Written problem
Take every line where the string "page" appears and copy it.

-- Begin Collected material --

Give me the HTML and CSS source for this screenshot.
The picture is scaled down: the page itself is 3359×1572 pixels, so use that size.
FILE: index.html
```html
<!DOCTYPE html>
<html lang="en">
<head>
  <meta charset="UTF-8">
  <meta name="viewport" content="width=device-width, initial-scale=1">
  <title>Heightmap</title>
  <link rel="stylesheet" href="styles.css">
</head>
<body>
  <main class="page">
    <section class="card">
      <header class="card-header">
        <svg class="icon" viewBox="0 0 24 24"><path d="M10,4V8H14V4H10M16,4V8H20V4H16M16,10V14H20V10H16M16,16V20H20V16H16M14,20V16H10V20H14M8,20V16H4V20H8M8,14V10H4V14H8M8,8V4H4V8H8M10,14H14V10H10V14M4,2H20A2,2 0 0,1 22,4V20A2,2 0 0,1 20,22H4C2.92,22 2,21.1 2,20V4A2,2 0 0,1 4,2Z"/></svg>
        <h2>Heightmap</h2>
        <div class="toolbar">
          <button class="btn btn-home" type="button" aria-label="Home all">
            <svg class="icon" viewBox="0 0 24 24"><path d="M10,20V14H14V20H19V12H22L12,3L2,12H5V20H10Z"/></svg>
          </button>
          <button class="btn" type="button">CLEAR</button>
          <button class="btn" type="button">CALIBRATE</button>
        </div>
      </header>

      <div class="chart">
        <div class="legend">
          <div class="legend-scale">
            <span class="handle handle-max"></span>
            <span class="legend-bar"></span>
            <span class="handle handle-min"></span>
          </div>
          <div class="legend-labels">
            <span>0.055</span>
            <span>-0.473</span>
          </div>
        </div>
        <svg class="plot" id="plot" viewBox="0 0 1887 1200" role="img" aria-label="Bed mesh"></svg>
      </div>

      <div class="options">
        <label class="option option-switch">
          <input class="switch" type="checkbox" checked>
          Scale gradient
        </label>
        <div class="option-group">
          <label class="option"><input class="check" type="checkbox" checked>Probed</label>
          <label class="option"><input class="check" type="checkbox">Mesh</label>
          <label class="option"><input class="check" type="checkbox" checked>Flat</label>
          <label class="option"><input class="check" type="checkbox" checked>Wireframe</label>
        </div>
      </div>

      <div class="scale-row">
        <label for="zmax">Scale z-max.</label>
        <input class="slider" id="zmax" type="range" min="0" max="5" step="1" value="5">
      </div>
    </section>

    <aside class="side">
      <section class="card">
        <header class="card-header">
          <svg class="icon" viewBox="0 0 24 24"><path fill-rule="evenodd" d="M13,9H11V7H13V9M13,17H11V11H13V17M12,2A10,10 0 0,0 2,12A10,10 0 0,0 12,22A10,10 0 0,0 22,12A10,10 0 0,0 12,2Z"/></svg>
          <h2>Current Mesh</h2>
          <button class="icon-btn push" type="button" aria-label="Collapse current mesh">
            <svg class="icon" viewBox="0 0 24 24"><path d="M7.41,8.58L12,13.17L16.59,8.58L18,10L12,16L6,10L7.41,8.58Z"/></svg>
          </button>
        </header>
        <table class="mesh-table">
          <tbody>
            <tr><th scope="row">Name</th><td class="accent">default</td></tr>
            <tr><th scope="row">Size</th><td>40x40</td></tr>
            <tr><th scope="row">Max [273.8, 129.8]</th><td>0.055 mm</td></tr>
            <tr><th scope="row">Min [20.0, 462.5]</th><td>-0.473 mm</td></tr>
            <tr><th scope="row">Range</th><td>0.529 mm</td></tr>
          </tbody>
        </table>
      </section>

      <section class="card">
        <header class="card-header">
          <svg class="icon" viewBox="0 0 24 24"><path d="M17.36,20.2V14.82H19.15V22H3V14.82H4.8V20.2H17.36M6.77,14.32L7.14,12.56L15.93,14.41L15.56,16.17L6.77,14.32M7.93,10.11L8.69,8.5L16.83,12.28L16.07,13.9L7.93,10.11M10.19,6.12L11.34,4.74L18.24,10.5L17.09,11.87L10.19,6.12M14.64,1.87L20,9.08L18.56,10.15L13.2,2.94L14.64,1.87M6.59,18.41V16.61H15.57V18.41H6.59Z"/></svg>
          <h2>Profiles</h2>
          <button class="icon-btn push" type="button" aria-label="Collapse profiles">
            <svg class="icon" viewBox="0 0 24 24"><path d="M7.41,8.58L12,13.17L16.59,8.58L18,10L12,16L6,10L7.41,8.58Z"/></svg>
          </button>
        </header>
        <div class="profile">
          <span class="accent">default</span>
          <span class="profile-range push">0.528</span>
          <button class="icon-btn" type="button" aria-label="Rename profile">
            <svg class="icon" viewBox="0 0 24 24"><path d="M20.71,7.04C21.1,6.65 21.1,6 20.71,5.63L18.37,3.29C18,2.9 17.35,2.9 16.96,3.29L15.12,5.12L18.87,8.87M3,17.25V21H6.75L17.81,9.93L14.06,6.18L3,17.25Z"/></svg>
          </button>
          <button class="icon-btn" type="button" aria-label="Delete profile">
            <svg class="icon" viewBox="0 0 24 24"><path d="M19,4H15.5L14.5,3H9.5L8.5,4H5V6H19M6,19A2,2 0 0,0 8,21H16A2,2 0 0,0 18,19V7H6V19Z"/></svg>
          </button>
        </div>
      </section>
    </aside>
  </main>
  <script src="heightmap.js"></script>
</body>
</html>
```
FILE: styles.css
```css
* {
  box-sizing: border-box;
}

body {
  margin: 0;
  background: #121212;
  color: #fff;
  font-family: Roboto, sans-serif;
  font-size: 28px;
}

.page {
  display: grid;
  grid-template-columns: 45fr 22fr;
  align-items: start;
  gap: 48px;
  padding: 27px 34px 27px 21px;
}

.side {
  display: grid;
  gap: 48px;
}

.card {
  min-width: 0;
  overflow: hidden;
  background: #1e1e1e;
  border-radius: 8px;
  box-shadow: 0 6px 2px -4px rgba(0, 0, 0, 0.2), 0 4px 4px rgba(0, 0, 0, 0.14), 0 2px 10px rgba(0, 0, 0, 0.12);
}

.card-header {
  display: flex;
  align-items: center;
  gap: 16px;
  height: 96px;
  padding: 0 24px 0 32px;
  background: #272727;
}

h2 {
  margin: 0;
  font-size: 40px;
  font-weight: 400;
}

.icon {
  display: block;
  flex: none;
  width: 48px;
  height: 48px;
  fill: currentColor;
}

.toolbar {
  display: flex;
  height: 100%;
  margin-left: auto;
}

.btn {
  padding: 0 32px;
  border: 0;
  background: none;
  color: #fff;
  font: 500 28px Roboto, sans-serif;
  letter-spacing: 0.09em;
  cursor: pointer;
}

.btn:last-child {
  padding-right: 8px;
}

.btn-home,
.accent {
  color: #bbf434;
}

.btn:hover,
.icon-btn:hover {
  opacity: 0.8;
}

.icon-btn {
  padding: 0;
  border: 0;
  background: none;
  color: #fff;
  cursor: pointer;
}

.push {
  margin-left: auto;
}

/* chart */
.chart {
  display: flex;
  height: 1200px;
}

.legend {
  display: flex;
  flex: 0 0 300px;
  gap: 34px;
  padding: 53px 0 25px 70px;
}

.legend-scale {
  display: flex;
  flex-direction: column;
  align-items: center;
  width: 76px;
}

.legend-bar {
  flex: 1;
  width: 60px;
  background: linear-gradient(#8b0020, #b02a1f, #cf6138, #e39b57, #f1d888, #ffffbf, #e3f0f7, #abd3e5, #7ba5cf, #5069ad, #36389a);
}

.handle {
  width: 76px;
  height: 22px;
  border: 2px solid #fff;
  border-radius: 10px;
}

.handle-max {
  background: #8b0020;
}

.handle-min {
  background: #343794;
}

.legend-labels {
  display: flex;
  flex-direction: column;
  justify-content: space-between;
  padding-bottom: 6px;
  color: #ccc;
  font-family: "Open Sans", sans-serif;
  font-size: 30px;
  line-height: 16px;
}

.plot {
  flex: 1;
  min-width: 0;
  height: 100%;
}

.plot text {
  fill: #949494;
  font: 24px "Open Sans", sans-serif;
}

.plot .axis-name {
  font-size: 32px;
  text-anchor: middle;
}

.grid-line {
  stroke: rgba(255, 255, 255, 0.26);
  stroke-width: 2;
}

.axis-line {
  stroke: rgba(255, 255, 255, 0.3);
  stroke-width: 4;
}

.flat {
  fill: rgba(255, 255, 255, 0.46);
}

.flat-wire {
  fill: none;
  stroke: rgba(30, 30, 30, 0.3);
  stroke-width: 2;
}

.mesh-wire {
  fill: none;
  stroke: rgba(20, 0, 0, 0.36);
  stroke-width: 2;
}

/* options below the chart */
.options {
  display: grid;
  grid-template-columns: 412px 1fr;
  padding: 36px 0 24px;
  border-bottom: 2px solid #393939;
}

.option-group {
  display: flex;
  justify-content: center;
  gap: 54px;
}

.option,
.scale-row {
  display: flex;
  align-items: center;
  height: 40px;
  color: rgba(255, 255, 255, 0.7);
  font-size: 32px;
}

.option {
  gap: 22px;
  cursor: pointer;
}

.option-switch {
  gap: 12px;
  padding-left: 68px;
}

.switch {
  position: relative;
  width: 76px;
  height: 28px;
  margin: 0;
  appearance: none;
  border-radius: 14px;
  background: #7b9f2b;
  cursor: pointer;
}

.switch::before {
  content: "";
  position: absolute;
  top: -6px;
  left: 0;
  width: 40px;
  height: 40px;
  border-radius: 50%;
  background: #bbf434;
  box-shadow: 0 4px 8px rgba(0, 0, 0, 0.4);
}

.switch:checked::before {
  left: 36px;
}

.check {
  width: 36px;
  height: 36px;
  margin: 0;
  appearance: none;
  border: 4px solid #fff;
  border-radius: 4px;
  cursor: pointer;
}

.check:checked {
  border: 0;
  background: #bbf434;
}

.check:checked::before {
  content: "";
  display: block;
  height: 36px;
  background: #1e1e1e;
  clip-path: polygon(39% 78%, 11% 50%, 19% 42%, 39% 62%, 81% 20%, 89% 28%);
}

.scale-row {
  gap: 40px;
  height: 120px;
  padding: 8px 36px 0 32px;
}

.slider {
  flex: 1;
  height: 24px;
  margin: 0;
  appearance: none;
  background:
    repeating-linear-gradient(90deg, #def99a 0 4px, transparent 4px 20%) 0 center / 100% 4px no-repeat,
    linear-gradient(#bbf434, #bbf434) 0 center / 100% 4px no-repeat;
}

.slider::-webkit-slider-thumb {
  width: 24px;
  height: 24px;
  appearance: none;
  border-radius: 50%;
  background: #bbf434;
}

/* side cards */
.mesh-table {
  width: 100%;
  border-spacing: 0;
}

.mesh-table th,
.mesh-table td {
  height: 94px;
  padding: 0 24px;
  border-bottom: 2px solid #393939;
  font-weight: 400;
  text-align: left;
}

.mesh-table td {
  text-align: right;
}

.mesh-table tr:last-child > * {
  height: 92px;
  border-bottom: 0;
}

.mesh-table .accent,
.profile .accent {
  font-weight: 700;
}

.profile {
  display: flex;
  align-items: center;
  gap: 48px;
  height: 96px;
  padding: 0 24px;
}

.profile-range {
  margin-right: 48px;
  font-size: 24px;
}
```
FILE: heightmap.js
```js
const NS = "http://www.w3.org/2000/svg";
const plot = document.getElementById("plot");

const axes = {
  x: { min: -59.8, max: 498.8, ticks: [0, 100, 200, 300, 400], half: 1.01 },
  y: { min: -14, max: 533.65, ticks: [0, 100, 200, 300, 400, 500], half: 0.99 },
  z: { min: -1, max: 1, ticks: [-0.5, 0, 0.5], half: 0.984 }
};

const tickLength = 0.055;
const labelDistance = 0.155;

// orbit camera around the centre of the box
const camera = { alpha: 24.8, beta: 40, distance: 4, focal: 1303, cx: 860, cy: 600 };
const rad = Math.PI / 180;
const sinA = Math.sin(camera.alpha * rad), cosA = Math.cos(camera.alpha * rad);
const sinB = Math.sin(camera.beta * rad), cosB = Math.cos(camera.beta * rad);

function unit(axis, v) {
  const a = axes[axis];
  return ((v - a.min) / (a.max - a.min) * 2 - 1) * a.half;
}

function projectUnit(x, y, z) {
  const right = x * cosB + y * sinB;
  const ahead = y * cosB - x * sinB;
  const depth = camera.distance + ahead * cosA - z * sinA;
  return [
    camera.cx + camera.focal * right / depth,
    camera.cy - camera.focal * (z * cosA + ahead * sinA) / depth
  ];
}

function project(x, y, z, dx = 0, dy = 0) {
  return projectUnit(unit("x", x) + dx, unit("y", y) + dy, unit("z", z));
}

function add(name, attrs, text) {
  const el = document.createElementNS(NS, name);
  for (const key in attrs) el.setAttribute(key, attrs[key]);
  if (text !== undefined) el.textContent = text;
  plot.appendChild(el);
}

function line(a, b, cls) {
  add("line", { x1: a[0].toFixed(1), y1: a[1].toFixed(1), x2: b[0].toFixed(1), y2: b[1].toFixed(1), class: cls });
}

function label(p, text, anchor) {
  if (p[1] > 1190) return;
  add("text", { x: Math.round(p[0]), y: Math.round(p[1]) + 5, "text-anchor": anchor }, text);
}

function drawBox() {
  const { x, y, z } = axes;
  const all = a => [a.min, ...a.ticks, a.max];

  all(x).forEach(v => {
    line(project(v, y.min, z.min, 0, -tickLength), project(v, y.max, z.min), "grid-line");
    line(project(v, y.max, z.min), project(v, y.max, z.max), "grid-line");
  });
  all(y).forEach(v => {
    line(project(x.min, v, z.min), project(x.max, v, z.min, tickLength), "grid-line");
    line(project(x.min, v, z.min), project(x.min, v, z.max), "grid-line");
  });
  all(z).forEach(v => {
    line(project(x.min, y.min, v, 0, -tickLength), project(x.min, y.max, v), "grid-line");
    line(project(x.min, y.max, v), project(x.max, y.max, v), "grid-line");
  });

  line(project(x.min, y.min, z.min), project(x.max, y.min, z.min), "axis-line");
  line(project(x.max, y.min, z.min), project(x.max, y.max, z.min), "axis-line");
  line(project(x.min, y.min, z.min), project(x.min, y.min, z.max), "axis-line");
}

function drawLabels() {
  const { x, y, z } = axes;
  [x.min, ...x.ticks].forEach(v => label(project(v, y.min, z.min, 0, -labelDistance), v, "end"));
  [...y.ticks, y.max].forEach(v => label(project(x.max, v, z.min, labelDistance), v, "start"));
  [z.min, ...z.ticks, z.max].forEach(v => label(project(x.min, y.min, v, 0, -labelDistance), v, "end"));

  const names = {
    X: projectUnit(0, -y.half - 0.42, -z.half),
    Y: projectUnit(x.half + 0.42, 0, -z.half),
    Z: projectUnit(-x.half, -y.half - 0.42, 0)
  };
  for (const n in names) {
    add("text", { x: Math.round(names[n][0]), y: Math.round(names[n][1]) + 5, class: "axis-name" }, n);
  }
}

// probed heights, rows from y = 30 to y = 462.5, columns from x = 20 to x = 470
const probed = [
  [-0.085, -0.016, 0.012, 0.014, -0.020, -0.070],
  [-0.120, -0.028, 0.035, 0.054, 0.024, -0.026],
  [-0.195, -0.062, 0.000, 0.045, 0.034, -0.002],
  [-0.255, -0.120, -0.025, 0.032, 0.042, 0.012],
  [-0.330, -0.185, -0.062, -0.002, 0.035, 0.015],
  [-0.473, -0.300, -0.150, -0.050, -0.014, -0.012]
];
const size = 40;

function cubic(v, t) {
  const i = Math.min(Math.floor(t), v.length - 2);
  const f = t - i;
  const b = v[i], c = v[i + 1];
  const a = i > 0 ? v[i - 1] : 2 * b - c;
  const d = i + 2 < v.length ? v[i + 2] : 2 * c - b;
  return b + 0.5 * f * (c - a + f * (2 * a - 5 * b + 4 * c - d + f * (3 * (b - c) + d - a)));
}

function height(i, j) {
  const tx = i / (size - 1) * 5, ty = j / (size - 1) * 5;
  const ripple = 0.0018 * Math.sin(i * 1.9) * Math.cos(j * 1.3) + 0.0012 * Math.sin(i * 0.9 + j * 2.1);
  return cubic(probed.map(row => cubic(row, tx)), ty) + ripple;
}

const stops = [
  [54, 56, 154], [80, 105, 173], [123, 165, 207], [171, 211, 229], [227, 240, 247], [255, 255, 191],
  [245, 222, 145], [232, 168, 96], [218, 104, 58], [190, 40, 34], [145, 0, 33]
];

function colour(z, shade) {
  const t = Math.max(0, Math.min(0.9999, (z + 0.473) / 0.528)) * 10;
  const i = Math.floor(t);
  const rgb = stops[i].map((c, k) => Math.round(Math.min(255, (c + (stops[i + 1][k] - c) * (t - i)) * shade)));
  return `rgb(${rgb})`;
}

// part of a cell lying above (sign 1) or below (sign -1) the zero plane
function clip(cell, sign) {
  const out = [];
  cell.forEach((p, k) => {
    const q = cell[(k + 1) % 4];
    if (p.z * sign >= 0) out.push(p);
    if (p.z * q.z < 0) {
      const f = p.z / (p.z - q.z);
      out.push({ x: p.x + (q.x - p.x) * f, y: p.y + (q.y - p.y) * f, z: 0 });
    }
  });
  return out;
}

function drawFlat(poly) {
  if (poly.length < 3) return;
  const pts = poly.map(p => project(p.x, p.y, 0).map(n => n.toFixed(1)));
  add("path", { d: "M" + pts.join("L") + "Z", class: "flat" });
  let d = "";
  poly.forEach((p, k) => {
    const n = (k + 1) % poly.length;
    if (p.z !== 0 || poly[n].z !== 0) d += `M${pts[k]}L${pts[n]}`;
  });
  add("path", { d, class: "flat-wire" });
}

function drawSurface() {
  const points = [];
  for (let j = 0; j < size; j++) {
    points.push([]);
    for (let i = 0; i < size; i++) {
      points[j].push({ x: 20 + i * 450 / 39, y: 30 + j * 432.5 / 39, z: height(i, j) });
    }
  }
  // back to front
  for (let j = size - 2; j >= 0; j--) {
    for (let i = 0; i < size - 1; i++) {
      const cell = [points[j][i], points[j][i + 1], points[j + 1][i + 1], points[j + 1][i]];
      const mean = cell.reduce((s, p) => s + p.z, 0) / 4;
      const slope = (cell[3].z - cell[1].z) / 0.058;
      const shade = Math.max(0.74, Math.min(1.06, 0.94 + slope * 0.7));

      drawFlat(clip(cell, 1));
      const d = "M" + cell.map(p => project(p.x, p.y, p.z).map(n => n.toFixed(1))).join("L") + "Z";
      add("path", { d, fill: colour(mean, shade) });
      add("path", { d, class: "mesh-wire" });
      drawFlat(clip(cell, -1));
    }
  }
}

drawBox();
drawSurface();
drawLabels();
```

-- End Collected material --

Solution to the problem
The picture is scaled down: the page itself is 3359×1572 pixels, so use that size.
  <main class="page">
.page {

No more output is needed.